● **WRITTEN EXERCISE**
Repeat each entry exactly and drop the pictures.

[Records with interface code]
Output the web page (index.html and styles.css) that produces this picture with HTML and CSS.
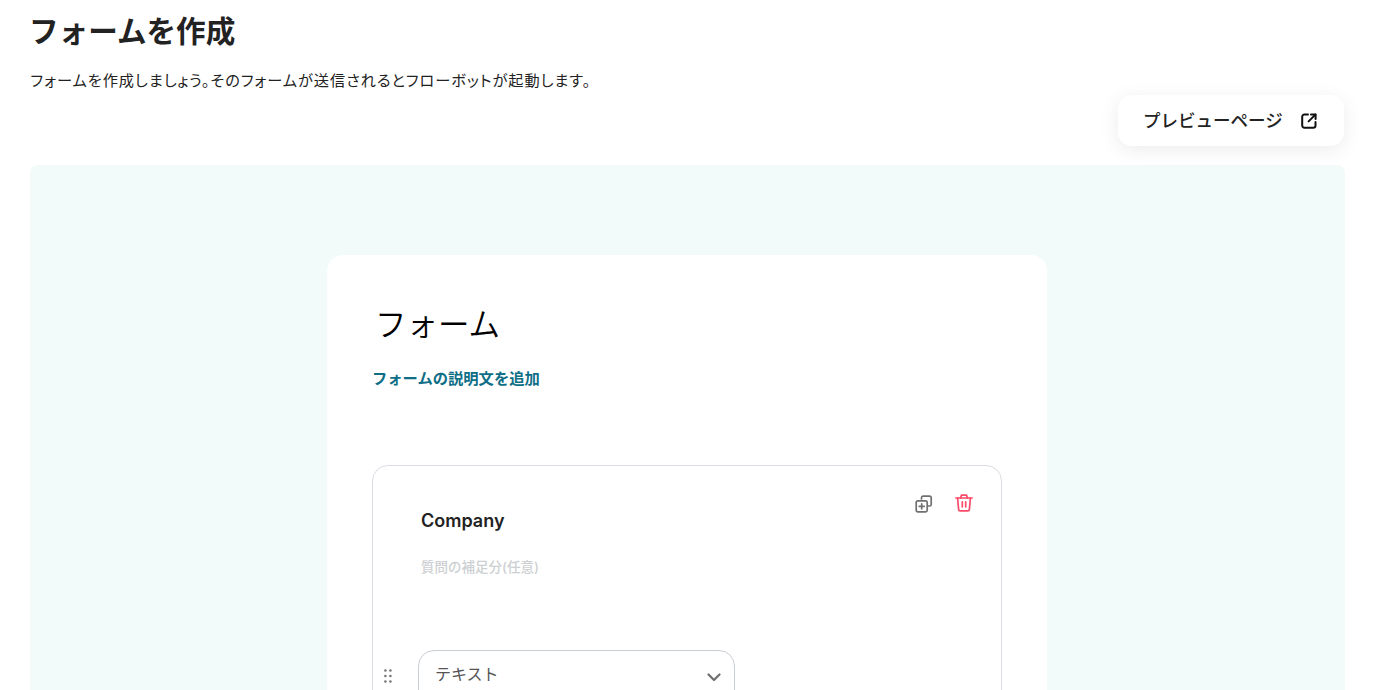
FILE: index.html
```html
<!DOCTYPE html>
<html lang="ja">
<head>
<meta charset="utf-8">
<title>フォームを作成</title>
<link rel="stylesheet" href="styles.css">
</head>
<body>
<main class="page">
  <h1 class="page-title">フォームを作成</h1>
  <p class="page-desc">フォームを作成しましょう。そのフォームが送信されるとフローボットが起動します。</p>
  <div class="toolbar">
    <button class="preview-btn" type="button">
      <span>プレビューページ</span>
      <svg class="preview-icon" viewBox="0 0 16 16" fill="none" stroke="#111" stroke-width="2" stroke-linecap="round" stroke-linejoin="round"><path d="M7 1.5H3.4A2.2 2.2 0 0 0 1.2 3.7v8.9a2.2 2.2 0 0 0 2.2 2.2h8.9a2.2 2.2 0 0 0 2.2-2.2V9"/><path d="M10 1.4h4.6V6"/><path d="M14.4 1.6 7.6 8.4"/></svg>
    </button>
  </div>
  <section class="canvas">
    <div class="form-card">
      <h2 class="form-title">フォーム</h2>
      <a class="form-add-desc">フォームの説明文を追加</a>
      <div class="question">
        <div class="question-actions">
          <svg class="action-icon copy" viewBox="0 0 18 18" fill="none" stroke="#707070" stroke-width="1.7" stroke-linejoin="round" stroke-linecap="round"><path d="M6.5 4V2.8A1.6 1.6 0 0 1 8 1.2h6.6a1.6 1.6 0 0 1 1.6 1.6v6.6a1.6 1.6 0 0 1-1.6 1.6h-1.2"/><rect x="1.2" y="5.8" width="11" height="11" rx="1.6"/><path d="M6.7 8.8v5M4.2 11.3h5"/></svg>
          <svg class="action-icon trash" viewBox="0 0 18 18" fill="none" stroke="#fb4b68" stroke-width="1.7" stroke-linejoin="round" stroke-linecap="round"><path d="M.8 4h16.4"/><path d="M5.6 4 6.4 1.2h5.2L12.4 4"/><path d="M2.6 4l1 11.4a1.6 1.6 0 0 0 1.6 1.5h7.6a1.6 1.6 0 0 0 1.6-1.5L15.4 4"/><path d="M7.3 7.8v5M10.7 7.8v5"/></svg>
        </div>
        <div class="question-name">Company</div>
        <div class="question-help">質問の補足分(任意)</div>
        <div class="type-row">
          <svg class="drag" viewBox="0 0 8 14" fill="#777"><circle cx="1.4" cy="1.5" r="1.3"/><circle cx="6.4" cy="1.5" r="1.3"/><circle cx="1.4" cy="7" r="1.3"/><circle cx="6.4" cy="7" r="1.3"/><circle cx="1.4" cy="12.5" r="1.3"/><circle cx="6.4" cy="12.5" r="1.3"/></svg>
          <div class="type-select">
            <span>テキスト</span>
            <svg class="chevron" viewBox="0 0 14 9" fill="none" stroke="#6f6f6f" stroke-width="2.2" stroke-linecap="round" stroke-linejoin="round"><path d="M1.5 1.5 7 7l5.5-5.5"/></svg>
          </div>
        </div>
      </div>
    </div>
  </section>
</main>
</body>
</html>
```

FILE: styles.css
```css
* { box-sizing: border-box; }
html, body { margin: 0; height: 690px; overflow: hidden; background: #fff; }
body { font-family: Inter, "Noto Sans CJK JP", sans-serif; color: #222; }
.page { padding: 0 43px 0 30px; }
.page-title { margin: 0 0 0 -1px; padding-top: 11px; height: 51px; font-size: 29.6px; line-height: 40px; font-weight: 600; color: #222; }
.page-desc { margin: 19px 0 0 .5px; font-size: 15.2px; line-height: 22px; letter-spacing: .98px; color: #222; font-feature-settings: "palt"; }
.toolbar { display: flex; justify-content: flex-end; margin-top: 3px; padding-right: 1px; }
.preview-btn { display: flex; align-items: center; justify-content: space-between; width: 226px; height: 51px; padding: 0 27px 2px 25px; border: 0; border-radius: 14px; background: #fff; box-shadow: 0 4px 20px rgba(0,0,0,.08); font: 500 17.5px Inter, "Noto Sans CJK JP", sans-serif; color: #222; }
.preview-icon { width: 16px; height: 16px; margin-top: 2px; }
.canvas { margin-top: 19px; height: 600px; padding: 90px 1px 0 0; border-radius: 8px; background: #f3fbfa; display: flex; justify-content: center; }
.form-card { width: 720px; height: 600px; padding: 0 45px; border-radius: 16px; background: #fff; }
.form-title { margin: 0; padding: 48px 0 0 3px; font-size: 31.5px; line-height: 44px; font-weight: 350; color: #000; }
.form-add-desc { display: block; margin-top: 21px; font-size: 15.3px; line-height: 22px; font-weight: 600; color: #0e6e86; }
.question { position: relative; margin-top: 75px; height: 400px; padding: 43px 46px 0 48px; border: 1px solid #d9dde2; border-radius: 16px; }
.question-actions { position: absolute; top: 28px; right: 28px; display: flex; align-items: flex-start; gap: 22px; }
.action-icon { width: 18px; height: 18px; display: block; }
.copy { margin-top: 1px; }
.question-name { font-size: 18px; line-height: 24px; font-weight: 600; color: #222; }
.question-help { margin-top: 24px; font-size: 13.5px; line-height: 20px; font-weight: 500; color: #ccd0d2; }
.type-row { display: flex; align-items: flex-start; margin-top: 73px; margin-left: -37px; }
.drag { width: 8px; height: 14px; margin-top: 19px; margin-right: 26px; }
.type-select { display: flex; justify-content: space-between; width: 317px; height: 60px; padding: 12px 13px 0 16px; border: 1px solid #c9cdd4; border-radius: 16px; font-size: 16px; line-height: 22px; color: #555; }
.chevron { width: 14px; height: 9px; margin-top: 10px; }
```
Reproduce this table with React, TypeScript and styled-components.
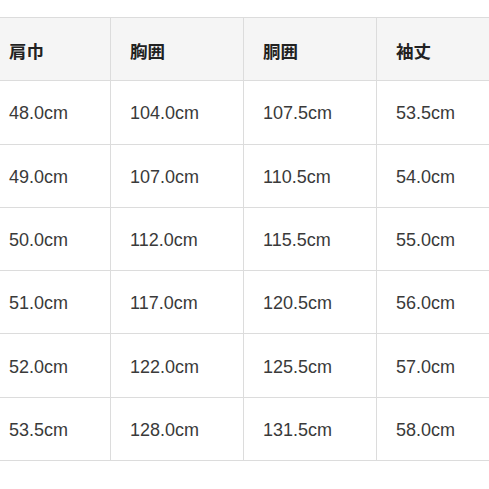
import React from "react";
import styled, { createGlobalStyle } from "styled-components";

const GlobalStyle = createGlobalStyle`
  html, body {
    margin: 0;
    padding: 0;
    background: #fff;
    overflow: hidden;
  }
`;

const headers = ["肩巾", "胸囲", "胴囲", "袖丈"];

const rows = [
  ["48.0cm", "104.0cm", "107.5cm", "53.5cm"],
  ["49.0cm", "107.0cm", "110.5cm", "54.0cm"],
  ["50.0cm", "112.0cm", "115.5cm", "55.0cm"],
  ["51.0cm", "117.0cm", "120.5cm", "56.0cm"],
  ["52.0cm", "122.0cm", "125.5cm", "57.0cm"],
  ["53.5cm", "128.0cm", "131.5cm", "58.0cm"],
];

const widths = [121, 133, 133, 133];

const App = (): JSX.Element => (
  <>
    <GlobalStyle />
    <Page>
      <SizeTable>
        <colgroup>
          {widths.map((w, i) => (
            <col key={i} style={{ width: w }} />
          ))}
        </colgroup>
        <thead>
          <tr>
            {headers.map((h) => (
              <HeadCell key={h}>{h}</HeadCell>
            ))}
          </tr>
        </thead>
        <tbody>
          {rows.map((r, i) => (
            <tr key={i}>
              {r.map((v, j) => (
                <Cell key={j}>{v}</Cell>
              ))}
            </tr>
          ))}
        </tbody>
      </SizeTable>
    </Page>
  </>
);

const Page = styled.div`
  padding-top: 17px;
  margin-left: -11px;
  width: 540px;
`;

const SizeTable = styled.table`
  border-collapse: collapse;
  table-layout: fixed;
  width: 520px;
`;

const BaseCell = styled.td`
  height: 63.3px;
  padding: 3px 0 0 19px;
  box-sizing: border-box;
  border: 1px solid #dcdcdc;
  text-align: left;
  vertical-align: middle;
`;

const HeadCell = styled(BaseCell).attrs({ as: "th" })`
  background: #f5f5f5;
  color: #222;
  font-family: "Noto Sans CJK JP", "Noto Sans", sans-serif;
  font-size: 17.5px;
  font-weight: 700;
`;

const Cell = styled(BaseCell)`
  background: #fff;
  color: #3a3a3a;
  font-family: "Liberation Sans", Arial, sans-serif;
  font-size: 18px;
`;

export default App;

● **OUTPUT**
Output the web page (index.html and styles.css) that produces this picture with HTML and CSS.
FILE: index.html
```html
<!DOCTYPE html>
<html lang="ja">
<head>
<meta charset="utf-8">
<title>フォームを作成</title>
<link rel="stylesheet" href="styles.css">
</head>
<body>
<main class="page">
  <h1 class="page-title">フォームを作成</h1>
  <p class="page-desc">フォームを作成しましょう。そのフォームが送信されるとフローボットが起動します。</p>
  <div class="toolbar">
    <button class="preview-btn" type="button">
      <span>プレビューページ</span>
      <svg class="preview-icon" viewBox="0 0 16 16" fill="none" stroke="#111" stroke-width="2" stroke-linecap="round" stroke-linejoin="round"><path d="M7 1.5H3.4A2.2 2.2 0 0 0 1.2 3.7v8.9a2.2 2.2 0 0 0 2.2 2.2h8.9a2.2 2.2 0 0 0 2.2-2.2V9"/><path d="M10 1.4h4.6V6"/><path d="M14.4 1.6 7.6 8.4"/></svg>
    </button>
  </div>
  <section class="canvas">
    <div class="form-card">
      <h2 class="form-title">フォーム</h2>
      <a class="form-add-desc">フォームの説明文を追加</a>
      <div class="question">
        <div class="question-actions">
          <svg class="action-icon copy" viewBox="0 0 18 18" fill="none" stroke="#707070" stroke-width="1.7" stroke-linejoin="round" stroke-linecap="round"><path d="M6.5 4V2.8A1.6 1.6 0 0 1 8 1.2h6.6a1.6 1.6 0 0 1 1.6 1.6v6.6a1.6 1.6 0 0 1-1.6 1.6h-1.2"/><rect x="1.2" y="5.8" width="11" height="11" rx="1.6"/><path d="M6.7 8.8v5M4.2 11.3h5"/></svg>
          <svg class="action-icon trash" viewBox="0 0 18 18" fill="none" stroke="#fb4b68" stroke-width="1.7" stroke-linejoin="round" stroke-linecap="round"><path d="M.8 4h16.4"/><path d="M5.6 4 6.4 1.2h5.2L12.4 4"/><path d="M2.6 4l1 11.4a1.6 1.6 0 0 0 1.6 1.5h7.6a1.6 1.6 0 0 0 1.6-1.5L15.4 4"/><path d="M7.3 7.8v5M10.7 7.8v5"/></svg>
        </div>
        <div class="question-name">Company</div>
        <div class="question-help">質問の補足分(任意)</div>
        <div class="type-row">
          <svg class="drag" viewBox="0 0 8 14" fill="#777"><circle cx="1.4" cy="1.5" r="1.3"/><circle cx="6.4" cy="1.5" r="1.3"/><circle cx="1.4" cy="7" r="1.3"/><circle cx="6.4" cy="7" r="1.3"/><circle cx="1.4" cy="12.5" r="1.3"/><circle cx="6.4" cy="12.5" r="1.3"/></svg>
          <div class="type-select">
            <span>テキスト</span>
            <svg class="chevron" viewBox="0 0 14 9" fill="none" stroke="#6f6f6f" stroke-width="2.2" stroke-linecap="round" stroke-linejoin="round"><path d="M1.5 1.5 7 7l5.5-5.5"/></svg>
          </div>
        </div>
      </div>
    </div>
  </section>
</main>
</body>
</html>
```

FILE: styles.css
```css
* { box-sizing: border-box; }
html, body { margin: 0; height: 690px; overflow: hidden; background: #fff; }
body { font-family: Inter, "Noto Sans CJK JP", sans-serif; color: #222; }
.page { padding: 0 43px 0 30px; }
.page-title { margin: 0 0 0 -1px; padding-top: 11px; height: 51px; font-size: 29.6px; line-height: 40px; font-weight: 600; color: #222; }
.page-desc { margin: 19px 0 0 .5px; font-size: 15.2px; line-height: 22px; letter-spacing: .98px; color: #222; font-feature-settings: "palt"; }
.toolbar { display: flex; justify-content: flex-end; margin-top: 3px; padding-right: 1px; }
.preview-btn { display: flex; align-items: center; justify-content: space-between; width: 226px; height: 51px; padding: 0 27px 2px 25px; border: 0; border-radius: 14px; background: #fff; box-shadow: 0 4px 20px rgba(0,0,0,.08); font: 500 17.5px Inter, "Noto Sans CJK JP", sans-serif; color: #222; }
.preview-icon { width: 16px; height: 16px; margin-top: 2px; }
.canvas { margin-top: 19px; height: 600px; padding: 90px 1px 0 0; border-radius: 8px; background: #f3fbfa; display: flex; justify-content: center; }
.form-card { width: 720px; height: 600px; padding: 0 45px; border-radius: 16px; background: #fff; }
.form-title { margin: 0; padding: 48px 0 0 3px; font-size: 31.5px; line-height: 44px; font-weight: 350; color: #000; }
.form-add-desc { display: block; margin-top: 21px; font-size: 15.3px; line-height: 22px; font-weight: 600; color: #0e6e86; }
.question { position: relative; margin-top: 75px; height: 400px; padding: 43px 46px 0 48px; border: 1px solid #d9dde2; border-radius: 16px; }
.question-actions { position: absolute; top: 28px; right: 28px; display: flex; align-items: flex-start; gap: 22px; }
.action-icon { width: 18px; height: 18px; display: block; }
.copy { margin-top: 1px; }
.question-name { font-size: 18px; line-height: 24px; font-weight: 600; color: #222; }
.question-help { margin-top: 24px; font-size: 13.5px; line-height: 20px; font-weight: 500; color: #ccd0d2; }
.type-row { display: flex; align-items: flex-start; margin-top: 73px; margin-left: -37px; }
.drag { width: 8px; height: 14px; margin-top: 19px; margin-right: 26px; }
.type-select { display: flex; justify-content: space-between; width: 317px; height: 60px; padding: 12px 13px 0 16px; border: 1px solid #c9cdd4; border-radius: 16px; font-size: 16px; line-height: 22px; color: #555; }
.chevron { width: 14px; height: 9px; margin-top: 10px; }
```
Reproduce this table with React, TypeScript and styled-components.
import React from "react";
import styled, { createGlobalStyle } from "styled-components";

const GlobalStyle = createGlobalStyle`
  html, body {
    margin: 0;
    padding: 0;
    background: #fff;
    overflow: hidden;
  }
`;

const headers = ["肩巾", "胸囲", "胴囲", "袖丈"];

const rows = [
  ["48.0cm", "104.0cm", "107.5cm", "53.5cm"],
  ["49.0cm", "107.0cm", "110.5cm", "54.0cm"],
  ["50.0cm", "112.0cm", "115.5cm", "55.0cm"],
  ["51.0cm", "117.0cm", "120.5cm", "56.0cm"],
  ["52.0cm", "122.0cm", "125.5cm", "57.0cm"],
  ["53.5cm", "128.0cm", "131.5cm", "58.0cm"],
];

const widths = [121, 133, 133, 133];

const App = (): JSX.Element => (
  <>
    <GlobalStyle />
    <Page>
      <SizeTable>
        <colgroup>
          {widths.map((w, i) => (
            <col key={i} style={{ width: w }} />
          ))}
        </colgroup>
        <thead>
          <tr>
            {headers.map((h) => (
              <HeadCell key={h}>{h}</HeadCell>
            ))}
          </tr>
        </thead>
        <tbody>
          {rows.map((r, i) => (
            <tr key={i}>
              {r.map((v, j) => (
                <Cell key={j}>{v}</Cell>
              ))}
            </tr>
          ))}
        </tbody>
      </SizeTable>
    </Page>
  </>
);

const Page = styled.div`
  padding-top: 17px;
  margin-left: -11px;
  width: 540px;
`;

const SizeTable = styled.table`
  border-collapse: collapse;
  table-layout: fixed;
  width: 520px;
`;

const BaseCell = styled.td`
  height: 63.3px;
  padding: 3px 0 0 19px;
  box-sizing: border-box;
  border: 1px solid #dcdcdc;
  text-align: left;
  vertical-align: middle;
`;

const HeadCell = styled(BaseCell).attrs({ as: "th" })`
  background: #f5f5f5;
  color: #222;
  font-family: "Noto Sans CJK JP", "Noto Sans", sans-serif;
  font-size: 17.5px;
  font-weight: 700;
`;

const Cell = styled(BaseCell)`
  background: #fff;
  color: #3a3a3a;
  font-family: "Liberation Sans", Arial, sans-serif;
  font-size: 18px;
`;

export default App;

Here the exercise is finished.